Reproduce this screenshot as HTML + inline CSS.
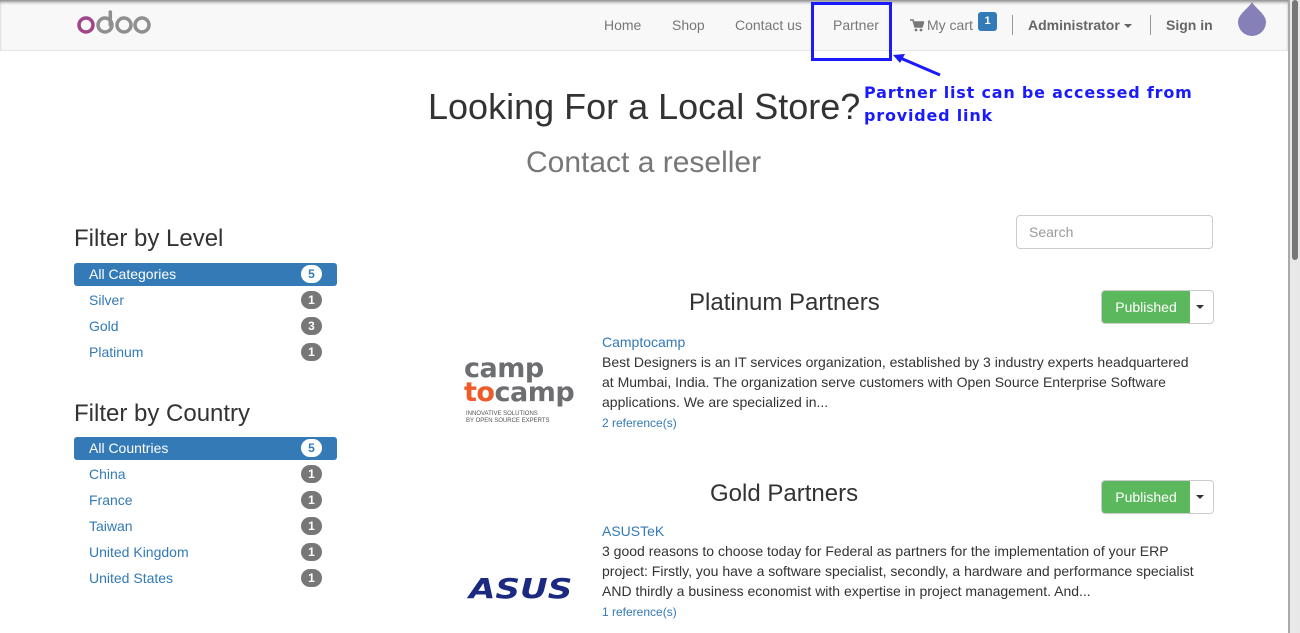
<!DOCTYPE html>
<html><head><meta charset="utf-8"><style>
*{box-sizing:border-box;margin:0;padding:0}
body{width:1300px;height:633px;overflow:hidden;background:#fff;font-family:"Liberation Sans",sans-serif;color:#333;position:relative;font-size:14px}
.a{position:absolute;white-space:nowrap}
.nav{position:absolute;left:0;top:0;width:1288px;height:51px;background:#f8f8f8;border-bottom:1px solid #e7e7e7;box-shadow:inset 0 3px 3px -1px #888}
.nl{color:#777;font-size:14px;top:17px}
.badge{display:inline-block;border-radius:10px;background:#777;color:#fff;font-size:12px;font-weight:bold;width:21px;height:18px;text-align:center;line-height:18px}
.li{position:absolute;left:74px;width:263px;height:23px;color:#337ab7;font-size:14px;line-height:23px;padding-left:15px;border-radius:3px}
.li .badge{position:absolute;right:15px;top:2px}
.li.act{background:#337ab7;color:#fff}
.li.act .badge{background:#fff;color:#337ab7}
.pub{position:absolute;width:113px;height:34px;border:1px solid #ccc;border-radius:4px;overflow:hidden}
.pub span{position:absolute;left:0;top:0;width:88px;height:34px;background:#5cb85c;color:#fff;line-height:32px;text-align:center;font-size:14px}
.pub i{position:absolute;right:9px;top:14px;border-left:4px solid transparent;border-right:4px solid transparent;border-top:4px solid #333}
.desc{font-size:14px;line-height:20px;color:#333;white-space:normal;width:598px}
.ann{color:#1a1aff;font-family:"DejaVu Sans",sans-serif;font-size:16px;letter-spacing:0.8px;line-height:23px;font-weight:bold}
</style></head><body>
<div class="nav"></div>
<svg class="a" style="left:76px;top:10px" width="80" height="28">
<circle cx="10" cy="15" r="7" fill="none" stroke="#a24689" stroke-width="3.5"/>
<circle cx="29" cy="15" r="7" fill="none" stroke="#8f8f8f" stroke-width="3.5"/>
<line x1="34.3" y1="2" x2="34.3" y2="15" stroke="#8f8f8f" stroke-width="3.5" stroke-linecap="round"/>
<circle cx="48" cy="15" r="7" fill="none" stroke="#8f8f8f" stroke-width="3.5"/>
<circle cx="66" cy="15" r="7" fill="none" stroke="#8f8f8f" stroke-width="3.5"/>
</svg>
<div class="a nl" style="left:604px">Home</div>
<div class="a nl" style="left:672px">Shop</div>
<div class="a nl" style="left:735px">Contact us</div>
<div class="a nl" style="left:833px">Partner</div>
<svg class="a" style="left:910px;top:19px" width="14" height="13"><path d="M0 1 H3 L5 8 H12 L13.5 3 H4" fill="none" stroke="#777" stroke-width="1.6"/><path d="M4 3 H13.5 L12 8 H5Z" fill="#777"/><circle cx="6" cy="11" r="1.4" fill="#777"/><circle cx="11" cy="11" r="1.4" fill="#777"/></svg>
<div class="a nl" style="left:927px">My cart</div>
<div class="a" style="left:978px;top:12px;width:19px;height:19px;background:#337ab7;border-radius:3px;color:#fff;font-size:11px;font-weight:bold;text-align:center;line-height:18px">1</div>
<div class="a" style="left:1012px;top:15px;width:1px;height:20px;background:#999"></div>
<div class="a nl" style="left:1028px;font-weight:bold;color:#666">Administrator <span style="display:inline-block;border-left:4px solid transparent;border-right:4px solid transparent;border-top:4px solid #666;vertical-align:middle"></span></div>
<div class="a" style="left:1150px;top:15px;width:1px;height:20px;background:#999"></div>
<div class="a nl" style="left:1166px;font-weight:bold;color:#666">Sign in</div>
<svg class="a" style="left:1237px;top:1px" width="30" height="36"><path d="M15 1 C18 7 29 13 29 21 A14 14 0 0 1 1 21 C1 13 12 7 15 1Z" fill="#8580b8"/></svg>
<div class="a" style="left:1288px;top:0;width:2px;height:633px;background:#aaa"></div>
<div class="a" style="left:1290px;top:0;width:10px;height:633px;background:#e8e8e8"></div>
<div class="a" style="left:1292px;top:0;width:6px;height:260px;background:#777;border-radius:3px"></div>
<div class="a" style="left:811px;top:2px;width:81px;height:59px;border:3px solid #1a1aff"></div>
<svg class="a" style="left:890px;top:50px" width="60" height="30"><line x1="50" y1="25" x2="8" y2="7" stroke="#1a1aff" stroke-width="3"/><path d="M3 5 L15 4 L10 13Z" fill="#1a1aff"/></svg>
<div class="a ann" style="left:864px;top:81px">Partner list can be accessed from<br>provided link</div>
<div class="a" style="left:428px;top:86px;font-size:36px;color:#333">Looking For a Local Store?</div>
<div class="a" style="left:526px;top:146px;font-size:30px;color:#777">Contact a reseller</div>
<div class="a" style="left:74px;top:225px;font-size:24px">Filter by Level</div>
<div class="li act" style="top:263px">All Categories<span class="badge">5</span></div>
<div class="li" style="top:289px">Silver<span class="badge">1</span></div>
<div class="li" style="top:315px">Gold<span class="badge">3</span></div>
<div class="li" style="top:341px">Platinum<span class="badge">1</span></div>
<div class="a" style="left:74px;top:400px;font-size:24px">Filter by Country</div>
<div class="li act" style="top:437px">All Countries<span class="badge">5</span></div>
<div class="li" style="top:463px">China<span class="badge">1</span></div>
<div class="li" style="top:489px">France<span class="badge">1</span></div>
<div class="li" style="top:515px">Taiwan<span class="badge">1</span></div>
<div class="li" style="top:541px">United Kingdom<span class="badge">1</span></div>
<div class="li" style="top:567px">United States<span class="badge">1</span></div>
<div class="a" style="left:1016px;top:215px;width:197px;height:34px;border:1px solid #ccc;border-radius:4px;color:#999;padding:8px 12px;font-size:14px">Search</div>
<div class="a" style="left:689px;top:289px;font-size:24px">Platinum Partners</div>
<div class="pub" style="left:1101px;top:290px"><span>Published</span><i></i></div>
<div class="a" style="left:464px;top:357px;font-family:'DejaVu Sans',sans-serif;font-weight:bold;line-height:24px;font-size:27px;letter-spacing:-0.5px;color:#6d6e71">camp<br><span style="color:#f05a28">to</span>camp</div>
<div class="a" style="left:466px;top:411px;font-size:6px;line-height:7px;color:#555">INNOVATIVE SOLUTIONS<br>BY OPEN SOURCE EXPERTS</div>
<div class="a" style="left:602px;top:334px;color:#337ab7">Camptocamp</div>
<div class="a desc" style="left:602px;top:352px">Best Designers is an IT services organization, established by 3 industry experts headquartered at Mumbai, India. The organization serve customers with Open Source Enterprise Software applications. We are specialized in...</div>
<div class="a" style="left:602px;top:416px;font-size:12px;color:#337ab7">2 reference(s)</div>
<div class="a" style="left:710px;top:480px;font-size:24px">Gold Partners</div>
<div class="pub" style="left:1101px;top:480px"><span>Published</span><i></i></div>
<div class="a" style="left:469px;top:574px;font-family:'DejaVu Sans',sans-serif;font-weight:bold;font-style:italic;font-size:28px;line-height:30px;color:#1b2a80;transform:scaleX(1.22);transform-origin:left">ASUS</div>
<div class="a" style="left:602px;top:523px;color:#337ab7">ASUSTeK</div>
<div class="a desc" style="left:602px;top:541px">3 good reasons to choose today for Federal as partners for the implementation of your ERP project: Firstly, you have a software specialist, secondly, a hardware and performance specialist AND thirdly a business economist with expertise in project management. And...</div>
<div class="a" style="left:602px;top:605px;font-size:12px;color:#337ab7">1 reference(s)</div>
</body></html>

## Instructions for the task
Quote everything in the listing above exactly; pictures are the only thing to omit.

## Final result
Reproduce this screenshot as HTML + inline CSS.
<!DOCTYPE html>
<html><head><meta charset="utf-8"><style>
*{box-sizing:border-box;margin:0;padding:0}
body{width:1300px;height:633px;overflow:hidden;background:#fff;font-family:"Liberation Sans",sans-serif;color:#333;position:relative;font-size:14px}
.a{position:absolute;white-space:nowrap}
.nav{position:absolute;left:0;top:0;width:1288px;height:51px;background:#f8f8f8;border-bottom:1px solid #e7e7e7;box-shadow:inset 0 3px 3px -1px #888}
.nl{color:#777;font-size:14px;top:17px}
.badge{display:inline-block;border-radius:10px;background:#777;color:#fff;font-size:12px;font-weight:bold;width:21px;height:18px;text-align:center;line-height:18px}
.li{position:absolute;left:74px;width:263px;height:23px;color:#337ab7;font-size:14px;line-height:23px;padding-left:15px;border-radius:3px}
.li .badge{position:absolute;right:15px;top:2px}
.li.act{background:#337ab7;color:#fff}
.li.act .badge{background:#fff;color:#337ab7}
.pub{position:absolute;width:113px;height:34px;border:1px solid #ccc;border-radius:4px;overflow:hidden}
.pub span{position:absolute;left:0;top:0;width:88px;height:34px;background:#5cb85c;color:#fff;line-height:32px;text-align:center;font-size:14px}
.pub i{position:absolute;right:9px;top:14px;border-left:4px solid transparent;border-right:4px solid transparent;border-top:4px solid #333}
.desc{font-size:14px;line-height:20px;color:#333;white-space:normal;width:598px}
.ann{color:#1a1aff;font-family:"DejaVu Sans",sans-serif;font-size:16px;letter-spacing:0.8px;line-height:23px;font-weight:bold}
</style></head><body>
<div class="nav"></div>
<svg class="a" style="left:76px;top:10px" width="80" height="28">
<circle cx="10" cy="15" r="7" fill="none" stroke="#a24689" stroke-width="3.5"/>
<circle cx="29" cy="15" r="7" fill="none" stroke="#8f8f8f" stroke-width="3.5"/>
<line x1="34.3" y1="2" x2="34.3" y2="15" stroke="#8f8f8f" stroke-width="3.5" stroke-linecap="round"/>
<circle cx="48" cy="15" r="7" fill="none" stroke="#8f8f8f" stroke-width="3.5"/>
<circle cx="66" cy="15" r="7" fill="none" stroke="#8f8f8f" stroke-width="3.5"/>
</svg>
<div class="a nl" style="left:604px">Home</div>
<div class="a nl" style="left:672px">Shop</div>
<div class="a nl" style="left:735px">Contact us</div>
<div class="a nl" style="left:833px">Partner</div>
<svg class="a" style="left:910px;top:19px" width="14" height="13"><path d="M0 1 H3 L5 8 H12 L13.5 3 H4" fill="none" stroke="#777" stroke-width="1.6"/><path d="M4 3 H13.5 L12 8 H5Z" fill="#777"/><circle cx="6" cy="11" r="1.4" fill="#777"/><circle cx="11" cy="11" r="1.4" fill="#777"/></svg>
<div class="a nl" style="left:927px">My cart</div>
<div class="a" style="left:978px;top:12px;width:19px;height:19px;background:#337ab7;border-radius:3px;color:#fff;font-size:11px;font-weight:bold;text-align:center;line-height:18px">1</div>
<div class="a" style="left:1012px;top:15px;width:1px;height:20px;background:#999"></div>
<div class="a nl" style="left:1028px;font-weight:bold;color:#666">Administrator <span style="display:inline-block;border-left:4px solid transparent;border-right:4px solid transparent;border-top:4px solid #666;vertical-align:middle"></span></div>
<div class="a" style="left:1150px;top:15px;width:1px;height:20px;background:#999"></div>
<div class="a nl" style="left:1166px;font-weight:bold;color:#666">Sign in</div>
<svg class="a" style="left:1237px;top:1px" width="30" height="36"><path d="M15 1 C18 7 29 13 29 21 A14 14 0 0 1 1 21 C1 13 12 7 15 1Z" fill="#8580b8"/></svg>
<div class="a" style="left:1288px;top:0;width:2px;height:633px;background:#aaa"></div>
<div class="a" style="left:1290px;top:0;width:10px;height:633px;background:#e8e8e8"></div>
<div class="a" style="left:1292px;top:0;width:6px;height:260px;background:#777;border-radius:3px"></div>
<div class="a" style="left:811px;top:2px;width:81px;height:59px;border:3px solid #1a1aff"></div>
<svg class="a" style="left:890px;top:50px" width="60" height="30"><line x1="50" y1="25" x2="8" y2="7" stroke="#1a1aff" stroke-width="3"/><path d="M3 5 L15 4 L10 13Z" fill="#1a1aff"/></svg>
<div class="a ann" style="left:864px;top:81px">Partner list can be accessed from<br>provided link</div>
<div class="a" style="left:428px;top:86px;font-size:36px;color:#333">Looking For a Local Store?</div>
<div class="a" style="left:526px;top:146px;font-size:30px;color:#777">Contact a reseller</div>
<div class="a" style="left:74px;top:225px;font-size:24px">Filter by Level</div>
<div class="li act" style="top:263px">All Categories<span class="badge">5</span></div>
<div class="li" style="top:289px">Silver<span class="badge">1</span></div>
<div class="li" style="top:315px">Gold<span class="badge">3</span></div>
<div class="li" style="top:341px">Platinum<span class="badge">1</span></div>
<div class="a" style="left:74px;top:400px;font-size:24px">Filter by Country</div>
<div class="li act" style="top:437px">All Countries<span class="badge">5</span></div>
<div class="li" style="top:463px">China<span class="badge">1</span></div>
<div class="li" style="top:489px">France<span class="badge">1</span></div>
<div class="li" style="top:515px">Taiwan<span class="badge">1</span></div>
<div class="li" style="top:541px">United Kingdom<span class="badge">1</span></div>
<div class="li" style="top:567px">United States<span class="badge">1</span></div>
<div class="a" style="left:1016px;top:215px;width:197px;height:34px;border:1px solid #ccc;border-radius:4px;color:#999;padding:8px 12px;font-size:14px">Search</div>
<div class="a" style="left:689px;top:289px;font-size:24px">Platinum Partners</div>
<div class="pub" style="left:1101px;top:290px"><span>Published</span><i></i></div>
<div class="a" style="left:464px;top:357px;font-family:'DejaVu Sans',sans-serif;font-weight:bold;line-height:24px;font-size:27px;letter-spacing:-0.5px;color:#6d6e71">camp<br><span style="color:#f05a28">to</span>camp</div>
<div class="a" style="left:466px;top:411px;font-size:6px;line-height:7px;color:#555">INNOVATIVE SOLUTIONS<br>BY OPEN SOURCE EXPERTS</div>
<div class="a" style="left:602px;top:334px;color:#337ab7">Camptocamp</div>
<div class="a desc" style="left:602px;top:352px">Best Designers is an IT services organization, established by 3 industry experts headquartered at Mumbai, India. The organization serve customers with Open Source Enterprise Software applications. We are specialized in...</div>
<div class="a" style="left:602px;top:416px;font-size:12px;color:#337ab7">2 reference(s)</div>
<div class="a" style="left:710px;top:480px;font-size:24px">Gold Partners</div>
<div class="pub" style="left:1101px;top:480px"><span>Published</span><i></i></div>
<div class="a" style="left:469px;top:574px;font-family:'DejaVu Sans',sans-serif;font-weight:bold;font-style:italic;font-size:28px;line-height:30px;color:#1b2a80;transform:scaleX(1.22);transform-origin:left">ASUS</div>
<div class="a" style="left:602px;top:523px;color:#337ab7">ASUSTeK</div>
<div class="a desc" style="left:602px;top:541px">3 good reasons to choose today for Federal as partners for the implementation of your ERP project: Firstly, you have a software specialist, secondly, a hardware and performance specialist AND thirdly a business economist with expertise in project management. And...</div>
<div class="a" style="left:602px;top:605px;font-size:12px;color:#337ab7">1 reference(s)</div>
</body></html>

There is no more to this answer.